Connecticut: Access Health CT announces deadline extension due to outage; 141K enrollees so far; emergency subsidies on the way

Three important news items out of Connecticut today:
First, via Access Health CT:
HARTFORD, Conn. (December 16, 2025) — Access Health CT (AHCT), Connecticut’s official health insurance marketplace, experienced intermittent website outages on Monday, December 15, 2025 that impacted customers who wanted to enroll by that date to have coverage starting January 1, 2026. The website has been fully restored and is now available for eligible Connecticut residents to enroll in coverage.
“We understand how important access to health coverage is for our customers and yesterday’s website outage added stress and frustration for many customers,” said James Michel, Chief Executive Officer of Access Health CT. “We take responsibility for that disruption and apologize for the inconvenience it caused. We want to assure anyone affected that we are committed to making this right. Customers can still enroll for coverage starting January 1, 2026 by calling our call center by December 20, 2025 where our trained staff will provide personalized assistance to ensure no one is left without coverage.”
Approximately 2,400 customers who called the call center but were unable to enroll will receive a call back from the call center and the opportunity to enroll in coverage with a January 1, 2026 effective date.
Customers who tried but were unable to successfully enroll online can call the call center by December 20, 2025 to enroll in coverage with a January 1, 2026 effective date.
To get help over the phone, customers can contact the call center at 1-855-805-4325, Monday through Friday from 8:00 a.m. to 7:00 p.m. and Saturday from 9:00 a.m. to 3:00 p.m. Customers who are deaf or hearing impaired may use TTY at 1-855-789-2428 or call with a relay operator. Help is available in more than 100 languages.

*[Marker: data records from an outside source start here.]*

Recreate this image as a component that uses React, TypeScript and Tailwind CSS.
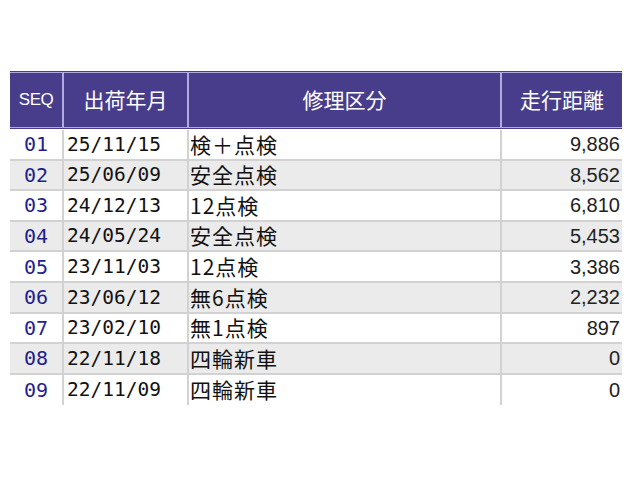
const rows = [
  { seq: '01', date: '25/11/15', kind: '検＋点検', km: '9,886' },
  { seq: '02', date: '25/06/09', kind: '安全点検', km: '8,562' },
  { seq: '03', date: '24/12/13', kind: '12点検', km: '6,810' },
  { seq: '04', date: '24/05/24', kind: '安全点検', km: '5,453' },
  { seq: '05', date: '23/11/03', kind: '12点検', km: '3,386' },
  { seq: '06', date: '23/06/12', kind: '無6点検', km: '2,232' },
  { seq: '07', date: '23/02/10', kind: '無1点検', km: '897' },
  { seq: '08', date: '22/11/18', kind: '四輪新車', km: '0' },
  { seq: '09', date: '22/11/09', kind: '四輪新車', km: '0' },
]

const jp = "font-['Noto_Sans_CJK_JP',sans-serif]"
const mono = "font-['DejaVu_Sans_Mono','Noto_Sans_CJK_JP',monospace]"

export default function App() {
  return (
    <div className="w-[640px] h-[480px] bg-white pt-[71px] pl-[10px]">
      <div className="w-[612px]">
        {/* header */}
        <div className="flex h-[58px] bg-[#483d8b] py-px text-white">
          <div className="w-[52px] flex items-center justify-center border-y border-[#b1a9e0] text-[17px] tracking-[-0.5px] font-['Liberation_Sans',sans-serif]">
            SEQ
          </div>
          <div className={`w-[125px] flex items-center justify-center border-y border-l-2 border-[#b1a9e0] text-[21px] ${jp}`}>
            出荷年月
          </div>
          <div className={`w-[313px] flex items-center justify-center border-y border-l-2 border-[#b1a9e0] text-[21px] ${jp}`}>
            修理区分
          </div>
          <div className={`w-[122px] flex items-center justify-center border-y border-l-2 border-[#b1a9e0] text-[21px] ${jp}`}>
            走行距離
          </div>
        </div>

        {/* body */}
        <div className="pt-px">
          {rows.map((r, i) => (
            <div
              key={r.seq}
              className={`flex h-[30.6px] ${i < rows.length - 1 ? 'border-b-2' : ''} border-[#d2d2d2] ${i % 2 === 1 ? 'bg-[#ebebeb]' : 'bg-white'}`}
            >
              <div className={`w-[52px] flex items-center justify-center text-[#1f1f8f] text-[20px] ${mono}`}>
                {r.seq}
              </div>
              <div className={`w-[125px] flex items-center pl-[3px] border-l-2 border-[#d2d2d2] text-[#111] text-[19.5px] ${mono}`}>
                {r.date}
              </div>
              <div className={`w-[313px] flex items-center pl-[1px] border-l-2 border-[#d2d2d2] text-[#111] text-[21px] tracking-[1px] ${jp}`}>
                {r.kind}
              </div>
              <div className="w-[122px] flex items-center justify-end pr-[2px] border-l-2 border-[#d2d2d2] text-[#222] text-[20px] font-['Liberation_Sans',sans-serif]">
                {r.km}
              </div>
            </div>
          ))}
        </div>
      </div>
    </div>
  )
}
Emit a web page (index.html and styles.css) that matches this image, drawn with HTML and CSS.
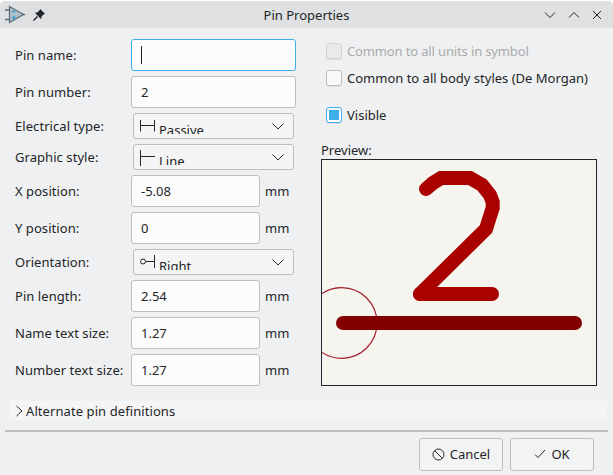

Brokers can also help customers secure coverage with a January 1, 2026 effective date. Customers working with brokers should contact their broker and enroll by December 20, 2025 for coverage starting January 1, 2026.
Second, via Access Health CT's Open Enrollment dashboard, it looks like they had 141,083 total QHP selections as of the 12/15 deadline. This is around 93% of their total 2025 OEP enrollment of 151,151. However, I don't know if the 141K figure is from before or after the actual midnight cut-off for January plan selections (and of course the server outage & 5-day extension announced above makes this a bit fuzzier as well).
Finally, as I noted yesterday, Connecticut Gov. Ned Lamont has announced that Connecticut will be joining several other states in providing emergency state-based supplemental subsidies to backfill a portion of the lost federal tax credits:
Connecticut will spend $70 million to partly offset the looming loss of $295 million in enhanced federal tax credits that subsidize health insurance premiums for tens of thousands of residents under the Affordable Care Act, Gov. Ned Lamont said Thursday.
Using emergency authority granted him by the General Assembly in special session last month, the governor announced the commitment minutes after the U.S. Senate failed to advance either a Democratic proposal to extend the credits or a Republican alternative.
“This is a one-year fix,” Lamont told reporters in a hastily called press conference outside his office at the state Capitol. “We’ll be able to mitigate the pain coming out of the confusion in Washington.”
The state money is expected to keep premiums stable for singles earning up to $56,000 annually and for families of four earning up to $128,000, Lamont said.
...“We’re also working with OPM and Access Health to see if we can find a partial subsidy for folks earning a little bit more than that, say $75,000 for a single and $160,000 for a family of four,” Lamont said.
The rest of the article makes it clear that the exact details of the state subsidies including how they'd be allocated, whether they'd be made retroactively and so on are still being worked out, but the bottom line is that this will be a godsend to thousands of Connecticut enrollees.
$70 million would be around 24% of the lost federal tax credits, so it's not a panacea, but it's still a hell of a lot better than nothing, especially considering that Connecticut's average premiums will be the 5th highest nationally in 2026.
Based on the current 141,000 enrollee figure, that would work out to around $500 apiece, although as Lamont said, not everyone would be eligible and there will likely be a "tiered" formula from lower to higher income levels.